Well, it's happened again. I got another Letter to the Editor published in the paper. Blog rants do pay off! I didn't know if links to the online version of the paper would work for non-subscribers, so I copied and pasted the letters below.First is the letter from the pharmacist that irritated me so much I ranted about it on my blog and then wrote a Letter to the Editor.
Don’t force pharmacist to help with abortion
Monday, March 27, 2006
I respond to the March 13 letter to the editor "Don’t let pharmacists decide for patient," from Kathy Oyster. Her attack on Ohio House Bill 469 clearly shows a lack of logic and understanding of the abortion issue.
Even though abortion is legal, it does not give anyone the ability or right to force a physician or other healthcare provider, including a pharmacist, to participate in an abortion against their will.
She is concerned that pharmacists will be allowed to "choose" those to which they will dispense the drugs that "may or will" result in abortion. I doubt if any true pro-life pharmacists would dispense abortifacients to anyone, but why shouldn’t they also be allowed to choose?
Her concern about the lack of a "provision for rape victims" also is flawed. Rape is a terrible thing, and the woman should have all the support and counseling available. But should the child be killed and, thereby, punished for the crime of the father? Is this child any less valuable as a person because it was conceived by force? Using the same logic, what if a child were left on your doorstep "against your will"? Shouldn’t you also be given the choice between killing the child and finding it a home?

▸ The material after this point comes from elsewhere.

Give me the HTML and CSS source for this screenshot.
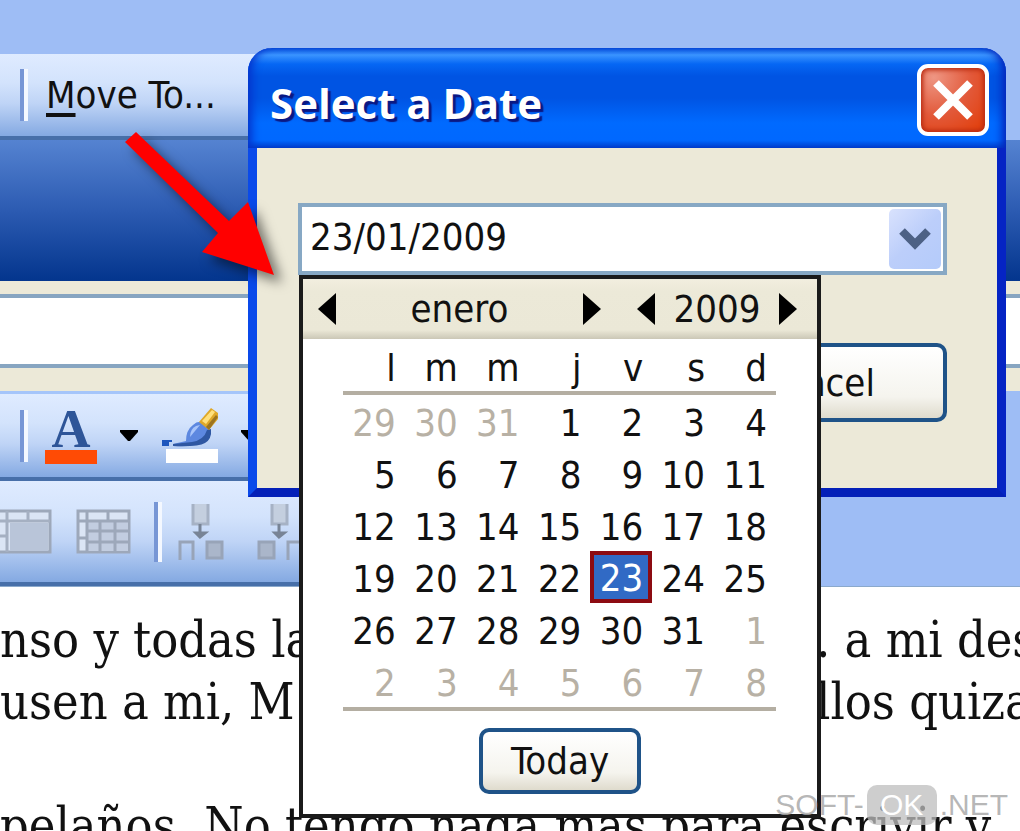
FILE: index.html
```html
<!DOCTYPE html>
<html lang="es">
<head>
<meta charset="utf-8">
<title>Select a Date</title>
<link rel="stylesheet" href="styles.css">
</head>
<body>
<main class="app">
  <div class="toolbar menu-bar">
    <span class="separator"></span>
    <button class="menu-item" type="button"><u>M</u>ove To...</button>
  </div>
  <div class="banner"></div>
  <div class="subject-row"><input class="subject" type="text" aria-label="Asunto"></div>
  <div class="toolbar format-bar">
    <span class="separator"></span>
    <button class="tool font-color" type="button" aria-label="Font color"><span class="letter">A</span><span class="swatch orange"></span></button>
    <button class="tool drop" type="button" aria-label="Font color options"><svg width="18" height="11" viewBox="0 0 18 11"><path d="M0 0H18V2L10 11H8L0 2Z"/></svg></button>
    <button class="tool highlight" type="button" aria-label="Highlight">
      <svg width="56" height="40" viewBox="0 0 56 40">
        <path d="M0 32H10V34H7V38H0Z" fill="#1c55bd"/>
        <path d="M11 38V36L24 33Q24 22 31 17Q35 13 40 14L48 22Q50 30 43 34Q34 39 11 38Z" fill="#5d88e0"/>
        <path d="M28 29Q28 21 34 18L38 17L33 23Z" fill="#a9c5fa"/>
        <path d="M11 38V36L30 34Q42 32 45 22L49 21Q50 31 43 35Q36 39 11 38Z" fill="#2f57a2"/>
        <path d="M37 14L49 0L56 5V11L47 22Z" fill="#dfa828"/>
        <path d="M40 13L50 2L53 4L44 16Z" fill="#ffe07c"/>
        <path d="M56 9L47 22L44 19L54 7Z" fill="#9c7420"/>
      </svg>
      <span class="swatch white"></span>
    </button>
    <button class="tool drop" type="button" aria-label="Highlight options"><svg width="18" height="11" viewBox="0 0 18 11"><path d="M0 0H18V2L10 11H8L0 2Z"/></svg></button>
  </div>
  <div class="toolbar table-bar">
    <button class="tool" type="button" aria-label="Merge cells" disabled>
      <svg width="52" height="46" viewBox="0 0 52 46">
        <rect x="-6" y="2" width="56" height="41" fill="#dbe5f5" stroke="#9da8ba" stroke-width="3"/>
        <path d="M0 12H50M28 2V12M7 2V43M0 27H7" stroke="#a5b0c2" stroke-width="3"/>
        <rect x="10" y="14" width="38" height="28" fill="#b9c5d9"/>
      </svg>
    </button>
    <button class="tool" type="button" aria-label="Table grid" disabled>
      <svg width="56" height="46" viewBox="0 0 56 46">
        <rect x="2" y="2" width="51" height="41" fill="#dbe5f5" stroke="#9da8ba" stroke-width="3"/>
        <rect x="12" y="13" width="40" height="29" fill="#c2cde0"/>
        <path d="M2 12H53M32 2V12M11 2V43M2 29H11M24 12V43M39 12V43M11 22H53M11 33H53" stroke="#9da8ba" stroke-width="3"/>
      </svg>
    </button>
    <span class="separator"></span>
    <button class="tool" type="button" aria-label="Split columns" disabled>
      <svg width="46" height="56" viewBox="0 0 46 56">
        <path d="M15 0V20H30V0" fill="#c4cfdf" stroke="#a6b2c5" stroke-width="3"/>
        <path d="M22 20V31M18 29H27L22 33Z" fill="#788496" stroke="#788496" stroke-width="3"/>
        <path d="M2 56V38H15V56" fill="none" stroke="#98a4b8" stroke-width="3"/>
        <path d="M29 54V38H44V54Z" fill="#aab6ca" stroke="#98a4b8" stroke-width="3"/>
      </svg>
    </button>
    <button class="tool" type="button" aria-label="Join columns" disabled>
      <svg width="46" height="56" viewBox="0 0 46 56">
        <path d="M15 0V20H30V0" fill="#c4cfdf" stroke="#a6b2c5" stroke-width="3"/>
        <path d="M22 20V31M18 29H27L22 33Z" fill="#788496" stroke="#788496" stroke-width="3"/>
        <path d="M2 54V38H17V54Z" fill="#aab6ca" stroke="#98a4b8" stroke-width="3"/>
        <path d="M31 56V38H44V56" fill="none" stroke="#98a4b8" stroke-width="3"/>
      </svg>
    </button>
  </div>
  <article class="document">
    <p><span class="start">nso y todas la</span><span>. a mi des</span></p>
    <p><span class="start">usen a mi, M</span><span>llos quiza</span></p>
    <p class="blank"></p>
    <p class="last">pelaños. No tengo nada mas para escrivir y</p>
  </article>

  <section class="dialog" role="dialog" aria-labelledby="dialog-title">
    <header class="title-bar">
      <h1 id="dialog-title">Select a Date</h1>
      <button class="close" type="button" aria-label="Close"><svg width="40" height="40" viewBox="0 0 40 40"><path d="M3 3L37 37M37 3L3 37" stroke="#fff" stroke-width="8"/></svg></button>
    </header>
    <div class="dialog-body">
      <div class="date-field">
        <input type="text" value="23/01/2009" aria-label="Date">
        <button class="open" type="button" aria-label="Open calendar"><svg width="32" height="22" viewBox="0 0 32 22"><path d="M3 3L16 16L29 3" fill="none" stroke="#4d6185" stroke-width="8"/></svg></button>
        <div class="calendar">
          <div class="calendar-head">
            <button type="button" aria-label="Previous month"><svg width="18" height="32" viewBox="0 0 18 32"><path d="M18 0V32L0 16Z"/></svg></button>
            <span class="month">enero</span>
            <button type="button" aria-label="Next month"><svg width="18" height="32" viewBox="0 0 18 32"><path d="M0 0V32L18 16Z"/></svg></button>
            <button class="year-back" type="button" aria-label="Previous year"><svg width="18" height="32" viewBox="0 0 18 32"><path d="M18 0V32L0 16Z"/></svg></button>
            <span class="year">2009</span>
            <button type="button" aria-label="Next year"><svg width="18" height="32" viewBox="0 0 18 32"><path d="M0 0V32L18 16Z"/></svg></button>
          </div>
          <table class="days">
            <thead><tr><th>l</th><th>m</th><th>m</th><th>j</th><th>v</th><th>s</th><th>d</th></tr></thead>
            <tbody>
              <tr><td class="other"><button>29</button></td><td class="other"><button>30</button></td><td class="other"><button>31</button></td><td><button>1</button></td><td><button>2</button></td><td><button>3</button></td><td><button>4</button></td></tr>
              <tr><td><button>5</button></td><td><button>6</button></td><td><button>7</button></td><td><button>8</button></td><td><button>9</button></td><td><button>10</button></td><td><button>11</button></td></tr>
              <tr><td><button>12</button></td><td><button>13</button></td><td><button>14</button></td><td><button>15</button></td><td><button>16</button></td><td><button>17</button></td><td><button>18</button></td></tr>
              <tr><td><button>19</button></td><td><button>20</button></td><td><button>21</button></td><td><button>22</button></td><td class="selected"><button>23</button></td><td><button>24</button></td><td><button>25</button></td></tr>
              <tr><td><button>26</button></td><td><button>27</button></td><td><button>28</button></td><td><button>29</button></td><td><button>30</button></td><td><button>31</button></td><td class="other"><button>1</button></td></tr>
              <tr><td class="other"><button>2</button></td><td class="other"><button>3</button></td><td class="other"><button>4</button></td><td class="other"><button>5</button></td><td class="other"><button>6</button></td><td class="other"><button>7</button></td><td class="other"><button>8</button></td></tr>
            </tbody>
          </table>
          <button class="push today" type="button">Today</button>
        </div>
      </div>
      <button class="push cancel" type="button">Cancel</button>
    </div>
  </section>

  <svg class="pointer" width="180" height="180" viewBox="0 0 180 180" aria-hidden="true">
    <path d="M16 1L109 90L128 71L154 144L82 121L98 102L5 11Z" fill="#f00"/>
  </svg>
  <div class="watermark"><span>SOFT-</span><span class="ok">OK</span><span>.NET</span></div>
</main>
</body>
</html>
```

FILE: styles.css
```css
* { box-sizing: border-box; }

body {
  margin: 0;
  font-family: "DejaVu Sans Condensed", "DejaVu Sans", sans-serif;
  font-size: 38px;
  color: #111;
}

button, input { font: inherit; color: inherit; }
button { padding: 0; border: 0; background: none; }
svg { display: block; }

.app {
  position: relative;
  display: flex;
  flex-direction: column;
  height: 100vh;
  overflow: hidden;
  padding-top: 54px;
  background: #9ebdf5;
}

.app > div, .document { flex: none; }

.toolbar {
  display: flex;
  align-items: center;
  width: 50%;
  border-bottom: 4px solid #476fa9;
  background: linear-gradient(#dfebff, #d3e3fc 35%, #bfd4f6 60%, #84a9e2);
}

.separator {
  width: 8px;
  height: 52px;
  border-left: 4px solid #7796d5;
  border-right: 4px solid #f4f8ff;
}

.menu-bar { height: 86px; padding-left: 20px; gap: 18px; }

.menu-item { line-height: 44px; }

.menu-item u { text-decoration-thickness: 4px; text-underline-offset: 5px; }

.banner { height: 141px; background: linear-gradient(#5583d1, #2c5bb2 50%, #03358d); }

.subject-row { padding: 13px 0 23px; background: #ece9d8; }

.subject {
  display: block;
  width: 100%;
  height: 74px;
  border: 4px solid #87a5c1;
  border-width: 4px 0;
  background: #fff;
}

.format-bar {
  height: 90px;
  padding-left: 20px;
  border-top: 3px solid #a5c5fa;
}

.font-color {
  display: flex;
  flex-direction: column;
  align-items: center;
  margin-left: 17px;
}

.letter {
  height: 43px;
  font: bold 54px/44px "Liberation Serif", serif;
  color: #2e5598;
}

.swatch { display: block; width: 52px; height: 14px; }
.orange { background: #ff4b05; }
.white { margin-left: 4px; background: #fff; }
.drop { margin-left: 23px; }
.highlight { margin-left: 24px; }
.highlight svg { margin-bottom: 1px; }

.table-bar { height: 105px; }
.table-bar .tool { margin-right: 24px; }
.table-bar .separator { height: 60px; margin-right: 16px; }
.table-bar .tool + .separator { margin-left: -2px; }
.table-bar .separator + .tool { margin-right: 33px; }

.document {
  height: 300px;
  padding-top: 22px;
  overflow: hidden;
  background: #fff;
  border-top: 1px solid #8ba9cc;
  font: 50px/62px "DejaVu Serif Condensed", "DejaVu Serif", serif;
}

.document p { display: flex; margin: 0; height: 62px; white-space: nowrap; }
.start { flex: none; width: 816px; }

.dialog {
  position: absolute;
  top: 48px;
  left: 248px;
  right: 14px;
  border: solid;
  border-width: 0 9px 9px;
  border-color: #0a3fe0 #0524c4 #0420b8 #0a4aea;
  border-radius: 24px 24px 0 0;
  background: #ece9d8;
}

.title-bar {
  display: flex;
  align-items: center;
  justify-content: space-between;
  height: 100px;
  margin: 0 -9px;
  padding: 4px 17px 0 22px;
  border-radius: 24px 24px 0 0;
  background: linear-gradient(#0855e0, #3a94ff 7%, #0667f4 16%, #0054e3 28%, #0054e3 50%, #006aff 75%, #0068ff 92%, #0141cd);
  box-shadow: inset 8px 0 8px -4px #0434cc, inset -8px 0 8px -4px #0424b8;
}

.title-bar h1 {
  margin: 0;
  padding-top: 6px;
  font: bold 42px/60px "Open Sans", "Noto Sans", sans-serif;
  color: #fff;
  text-shadow: 3px 3px 1px #0a1883;
}

.close {
  display: grid;
  place-items: center;
  width: 72px;
  height: 72px;
  border: 4px solid #fff;
  border-radius: 11px;
  background: radial-gradient(circle at 20% 15%, #ee9683, #e2593a 50%, #e23b05);
  box-shadow: inset 0 0 4px 2px #b92c13;
}

.dialog-body {
  display: flex;
  flex-direction: column;
  align-items: flex-end;
  padding: 55px 50px 66px 41px;
}

.date-field {
  position: relative;
  display: flex;
  align-self: stretch;
  height: 72px;
  padding: 2px;
  border: 4px solid #87a8c4;
  background: #fff;
}

.date-field input {
  flex: 1;
  min-width: 0;
  padding: 0 6px 4px;
  border: 0;
  background: none;
  outline: 0;
}

.open {
  display: grid;
  place-items: center;
  width: 52px;
  border-radius: 5px;
  background: linear-gradient(135deg, #d9e2fd, #bccefa 50%, #b4cbfa);
}

.push {
  border: 4px solid #1f5388;
  border-radius: 10px;
  background: linear-gradient(#fff, #f5f4ee 70%, #dfdbcd);
}

.cancel { width: 260px; height: 79px; margin-top: 68px; }

.calendar {
  position: absolute;
  top: 68px;
  left: -3px;
  z-index: 1;
  width: 522px;
  padding-bottom: 20px;
  border: 4px solid #1b1b1b;
  background: #fff;
}

.calendar-head {
  display: flex;
  align-items: center;
  height: 60px;
  padding: 0 20px 0 15px;
  background: linear-gradient(#f2eedf, #ece9d8 20%, #ebe8d7 85%, #cbc7b6);
}

.month { flex: 1; text-align: center; }
.year-back { margin-left: 36px; }
.year { width: 124px; text-align: center; }

.days {
  width: 433px;
  margin: 0 0 17px 40px;
  border-collapse: separate;
  border-spacing: 0;
  table-layout: fixed;
  border-bottom: 4px solid #b4aea2;
}

.days th {
  height: 56px;
  padding: 6px 9px 0 0;
  border-bottom: 4px solid #b4aea2;
  text-align: right;
  font-weight: normal;
  line-height: 44px;
}

.days td { height: 52px; padding: 0; }

.days button {
  display: block;
  width: 100%;
  height: 52px;
  padding: 4px 9px 0 0;
  text-align: right;
  line-height: 48px;
}

.days .other button { color: #b8b1a5; }

.days .selected button {
  padding: 2px 5px 0 0;
  border: 4px solid #8c0b12;
  background: #316ac5;
  color: #fff;
  line-height: 42px;
}

.today { display: block; width: 162px; height: 66px; margin: 0 auto; }

.pointer {
  position: absolute;
  top: 131px;
  left: 120px;
  overflow: visible;
  filter: drop-shadow(8px 8px 6px rgba(0, 0, 0, 0.5));
}

.watermark {
  position: absolute;
  right: 12px;
  bottom: 6px;
  z-index: 2;
  display: flex;
  align-items: center;
  gap: 3px;
  font: 30px/40px "Liberation Sans", sans-serif;
  color: rgba(170, 170, 170, 0.85);
}

.ok {
  width: 70px;
  border-radius: 10px;
  background: rgba(190, 190, 190, 0.75);
  color: #fff;
  text-align: center;
}
```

As a pharmacist, I am just refusing to be a willing participant in the killing of an innocent child.
Why should the woman be allowed choice, but not the health-care professional?
OK, now my response. Let me first say that my issue was with a person whose job it is to dispense medication that people are legally entitled to refusing to do so. I am NOT debating the pro-life vs. pro-choice issue.
Pharmacist can’t make decisions for others
Sunday, April 02, 2006
I respond to the Monday letter "Don’t force pharmacist to help with abortion," from James F. Haninger.
Haninger said, "Why should the woman be allowed choice, but not the health-care professional?" In other words, he believes that healthcare professionals should be allowed the same choice women have in making health-care decisions about themselves.
Haninger doesn’t get to make health-care decisions for other people just because he is a pharmacist. He has a job to do, and, if he is not comfortable doing it, he needs to find a different profession. No one needs him deciding whether or not they get the medicine they are legally entitled to because it might go against his beliefs.
He definitely is in the wrong profession if he thinks he can personally decide who deserves help via medication and who doesn’t. If someone comes in for their cancer medication and he doesn’t think they look sick enough, is he just going to decide they can’t have their pills this month?
My last sentence was not printed in the paper, don't know why - maybe space considerations or they just didn't like it!